What to produce: Each line that holds the word "components" counts once. Give the total number of such lines and nothing else.

--

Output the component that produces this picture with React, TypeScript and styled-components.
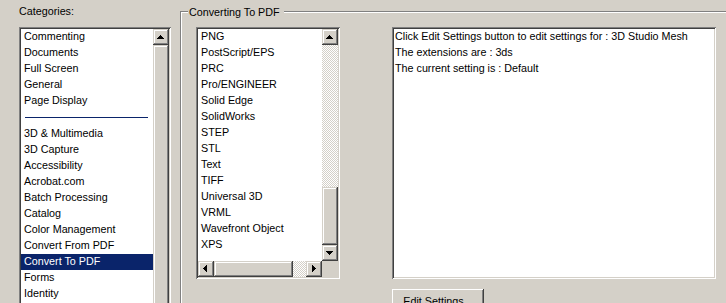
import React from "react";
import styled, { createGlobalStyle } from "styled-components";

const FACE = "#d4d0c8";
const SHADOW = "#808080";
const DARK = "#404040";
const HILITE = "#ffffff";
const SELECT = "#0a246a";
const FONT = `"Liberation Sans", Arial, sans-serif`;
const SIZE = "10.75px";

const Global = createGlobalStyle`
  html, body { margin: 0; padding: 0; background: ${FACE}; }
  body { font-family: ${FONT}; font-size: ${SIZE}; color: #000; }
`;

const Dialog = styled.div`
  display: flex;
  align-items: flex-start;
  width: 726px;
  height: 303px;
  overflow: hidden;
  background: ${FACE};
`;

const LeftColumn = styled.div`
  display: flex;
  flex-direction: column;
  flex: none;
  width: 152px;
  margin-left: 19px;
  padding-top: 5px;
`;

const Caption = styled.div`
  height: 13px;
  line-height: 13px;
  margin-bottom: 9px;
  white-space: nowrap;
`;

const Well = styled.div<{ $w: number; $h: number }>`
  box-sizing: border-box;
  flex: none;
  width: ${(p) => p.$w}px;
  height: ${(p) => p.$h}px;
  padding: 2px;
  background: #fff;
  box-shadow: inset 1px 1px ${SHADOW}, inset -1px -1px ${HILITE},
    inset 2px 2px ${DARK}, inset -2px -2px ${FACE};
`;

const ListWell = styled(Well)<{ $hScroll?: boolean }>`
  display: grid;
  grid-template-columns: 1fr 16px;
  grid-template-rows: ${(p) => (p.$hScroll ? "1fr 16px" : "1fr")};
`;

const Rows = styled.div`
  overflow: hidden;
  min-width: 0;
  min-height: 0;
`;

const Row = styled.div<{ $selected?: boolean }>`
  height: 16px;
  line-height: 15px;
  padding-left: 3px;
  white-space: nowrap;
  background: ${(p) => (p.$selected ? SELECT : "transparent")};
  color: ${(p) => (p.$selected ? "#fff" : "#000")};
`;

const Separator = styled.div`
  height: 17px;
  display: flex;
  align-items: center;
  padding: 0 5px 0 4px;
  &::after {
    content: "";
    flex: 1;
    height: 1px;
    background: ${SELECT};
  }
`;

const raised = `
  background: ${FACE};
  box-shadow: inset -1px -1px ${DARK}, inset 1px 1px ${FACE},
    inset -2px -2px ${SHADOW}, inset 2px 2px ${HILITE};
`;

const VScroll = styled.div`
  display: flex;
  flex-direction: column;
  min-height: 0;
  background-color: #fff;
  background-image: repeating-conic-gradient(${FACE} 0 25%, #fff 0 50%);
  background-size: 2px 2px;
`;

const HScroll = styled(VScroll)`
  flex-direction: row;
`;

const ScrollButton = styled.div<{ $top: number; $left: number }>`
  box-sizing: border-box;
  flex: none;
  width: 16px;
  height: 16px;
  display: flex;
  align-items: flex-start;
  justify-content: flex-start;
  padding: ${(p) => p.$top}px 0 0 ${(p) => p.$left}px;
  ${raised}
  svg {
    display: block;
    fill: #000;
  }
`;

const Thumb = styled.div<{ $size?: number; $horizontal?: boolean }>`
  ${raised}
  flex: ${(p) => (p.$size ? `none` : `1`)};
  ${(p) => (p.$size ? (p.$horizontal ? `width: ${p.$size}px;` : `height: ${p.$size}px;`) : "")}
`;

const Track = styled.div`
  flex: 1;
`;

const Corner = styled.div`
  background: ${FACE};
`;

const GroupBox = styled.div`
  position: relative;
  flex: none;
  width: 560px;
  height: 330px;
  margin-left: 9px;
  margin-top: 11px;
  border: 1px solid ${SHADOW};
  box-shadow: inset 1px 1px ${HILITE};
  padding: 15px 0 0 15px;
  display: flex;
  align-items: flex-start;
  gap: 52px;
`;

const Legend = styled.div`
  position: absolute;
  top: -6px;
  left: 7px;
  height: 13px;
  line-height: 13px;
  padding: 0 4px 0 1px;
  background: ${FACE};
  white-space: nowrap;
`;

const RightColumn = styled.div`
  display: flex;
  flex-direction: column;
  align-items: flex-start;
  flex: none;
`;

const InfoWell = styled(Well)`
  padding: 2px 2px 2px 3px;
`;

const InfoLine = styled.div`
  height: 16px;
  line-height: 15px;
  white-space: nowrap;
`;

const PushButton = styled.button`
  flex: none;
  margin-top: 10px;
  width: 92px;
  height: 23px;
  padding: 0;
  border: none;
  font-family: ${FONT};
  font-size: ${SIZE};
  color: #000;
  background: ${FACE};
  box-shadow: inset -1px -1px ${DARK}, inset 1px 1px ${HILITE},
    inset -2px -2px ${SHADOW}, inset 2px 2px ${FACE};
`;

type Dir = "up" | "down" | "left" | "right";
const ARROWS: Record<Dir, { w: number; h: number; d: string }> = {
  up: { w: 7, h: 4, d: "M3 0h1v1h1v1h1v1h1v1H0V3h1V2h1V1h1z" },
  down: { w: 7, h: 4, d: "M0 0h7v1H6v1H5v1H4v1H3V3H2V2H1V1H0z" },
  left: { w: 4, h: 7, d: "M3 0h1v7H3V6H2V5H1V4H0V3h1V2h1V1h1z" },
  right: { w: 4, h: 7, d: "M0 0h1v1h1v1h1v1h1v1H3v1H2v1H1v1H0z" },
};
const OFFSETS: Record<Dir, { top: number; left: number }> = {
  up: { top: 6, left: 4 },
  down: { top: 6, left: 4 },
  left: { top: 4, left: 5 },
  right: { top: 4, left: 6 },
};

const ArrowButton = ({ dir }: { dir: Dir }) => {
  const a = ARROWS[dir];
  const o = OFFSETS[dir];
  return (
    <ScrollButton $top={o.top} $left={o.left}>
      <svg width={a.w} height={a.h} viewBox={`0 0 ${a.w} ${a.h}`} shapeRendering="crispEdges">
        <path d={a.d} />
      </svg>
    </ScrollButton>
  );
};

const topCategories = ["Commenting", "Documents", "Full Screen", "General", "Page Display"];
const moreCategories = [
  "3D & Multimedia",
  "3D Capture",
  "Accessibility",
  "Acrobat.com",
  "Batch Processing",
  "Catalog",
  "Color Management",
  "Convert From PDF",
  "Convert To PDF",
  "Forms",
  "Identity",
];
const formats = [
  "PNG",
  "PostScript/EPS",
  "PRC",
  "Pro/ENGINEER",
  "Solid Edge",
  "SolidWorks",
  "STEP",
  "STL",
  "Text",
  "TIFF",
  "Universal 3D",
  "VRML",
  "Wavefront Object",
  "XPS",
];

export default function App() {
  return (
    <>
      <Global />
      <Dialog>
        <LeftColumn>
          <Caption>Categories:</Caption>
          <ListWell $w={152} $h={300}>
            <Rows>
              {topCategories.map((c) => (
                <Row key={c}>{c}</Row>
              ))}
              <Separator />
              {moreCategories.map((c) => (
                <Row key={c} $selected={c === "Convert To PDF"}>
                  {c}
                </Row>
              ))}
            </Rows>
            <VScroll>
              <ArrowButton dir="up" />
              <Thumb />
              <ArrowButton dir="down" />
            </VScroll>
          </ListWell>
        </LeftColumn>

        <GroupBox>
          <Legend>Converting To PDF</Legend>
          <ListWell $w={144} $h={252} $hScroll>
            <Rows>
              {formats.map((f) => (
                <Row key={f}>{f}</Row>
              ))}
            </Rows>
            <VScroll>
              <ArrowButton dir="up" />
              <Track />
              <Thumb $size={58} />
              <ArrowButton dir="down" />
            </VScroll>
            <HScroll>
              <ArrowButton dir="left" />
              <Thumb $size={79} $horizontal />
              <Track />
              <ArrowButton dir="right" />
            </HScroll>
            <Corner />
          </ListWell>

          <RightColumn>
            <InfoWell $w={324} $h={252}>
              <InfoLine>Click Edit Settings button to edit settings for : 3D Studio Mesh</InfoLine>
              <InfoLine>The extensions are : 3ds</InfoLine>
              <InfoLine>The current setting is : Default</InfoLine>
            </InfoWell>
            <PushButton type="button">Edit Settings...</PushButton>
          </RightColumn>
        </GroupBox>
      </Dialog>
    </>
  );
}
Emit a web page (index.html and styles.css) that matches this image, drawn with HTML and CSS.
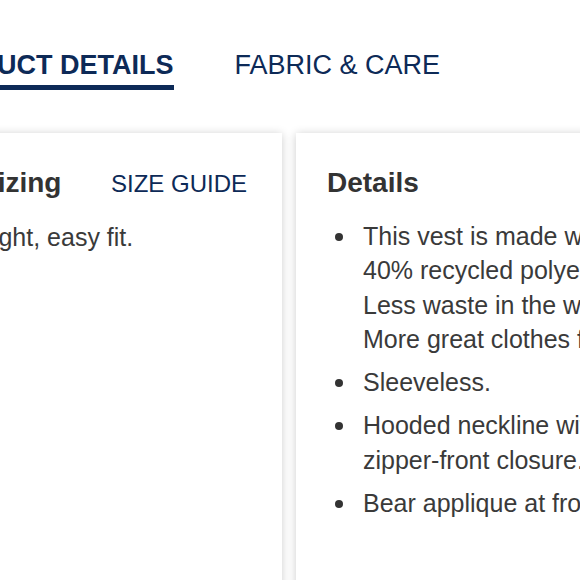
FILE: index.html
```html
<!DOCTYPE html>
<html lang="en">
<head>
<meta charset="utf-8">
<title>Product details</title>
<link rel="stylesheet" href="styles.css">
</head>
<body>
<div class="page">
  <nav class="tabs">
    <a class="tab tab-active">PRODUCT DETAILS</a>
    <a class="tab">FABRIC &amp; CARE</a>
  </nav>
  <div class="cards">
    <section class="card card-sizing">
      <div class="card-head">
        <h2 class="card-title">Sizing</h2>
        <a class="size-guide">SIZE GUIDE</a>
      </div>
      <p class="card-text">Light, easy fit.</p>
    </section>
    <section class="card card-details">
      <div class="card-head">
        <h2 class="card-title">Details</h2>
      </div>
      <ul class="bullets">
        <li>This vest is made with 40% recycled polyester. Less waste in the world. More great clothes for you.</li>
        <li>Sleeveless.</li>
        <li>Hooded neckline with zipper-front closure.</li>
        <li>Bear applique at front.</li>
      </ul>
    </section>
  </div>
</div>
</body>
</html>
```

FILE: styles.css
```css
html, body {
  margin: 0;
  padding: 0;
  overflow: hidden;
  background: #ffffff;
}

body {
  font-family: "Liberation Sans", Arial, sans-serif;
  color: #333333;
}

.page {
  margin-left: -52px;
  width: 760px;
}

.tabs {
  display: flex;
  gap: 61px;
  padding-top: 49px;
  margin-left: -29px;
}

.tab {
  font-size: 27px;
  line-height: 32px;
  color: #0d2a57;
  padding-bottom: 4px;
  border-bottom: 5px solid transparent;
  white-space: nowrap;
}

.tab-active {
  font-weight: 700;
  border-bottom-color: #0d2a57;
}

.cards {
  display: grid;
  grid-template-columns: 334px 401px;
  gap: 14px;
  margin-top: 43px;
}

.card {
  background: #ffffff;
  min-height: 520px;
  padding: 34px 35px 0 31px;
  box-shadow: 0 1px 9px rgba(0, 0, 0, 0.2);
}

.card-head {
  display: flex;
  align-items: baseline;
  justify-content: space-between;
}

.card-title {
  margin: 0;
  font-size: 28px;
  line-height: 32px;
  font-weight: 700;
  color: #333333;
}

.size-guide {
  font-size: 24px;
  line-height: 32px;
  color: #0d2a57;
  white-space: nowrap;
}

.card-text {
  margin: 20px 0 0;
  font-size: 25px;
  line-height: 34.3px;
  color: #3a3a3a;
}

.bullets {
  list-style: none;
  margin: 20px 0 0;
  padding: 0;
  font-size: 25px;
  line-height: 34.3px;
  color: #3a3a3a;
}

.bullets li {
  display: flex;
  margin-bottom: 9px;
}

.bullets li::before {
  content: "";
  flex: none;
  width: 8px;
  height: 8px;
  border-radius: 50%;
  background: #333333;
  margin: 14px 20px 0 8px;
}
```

--

Exercise answer: 2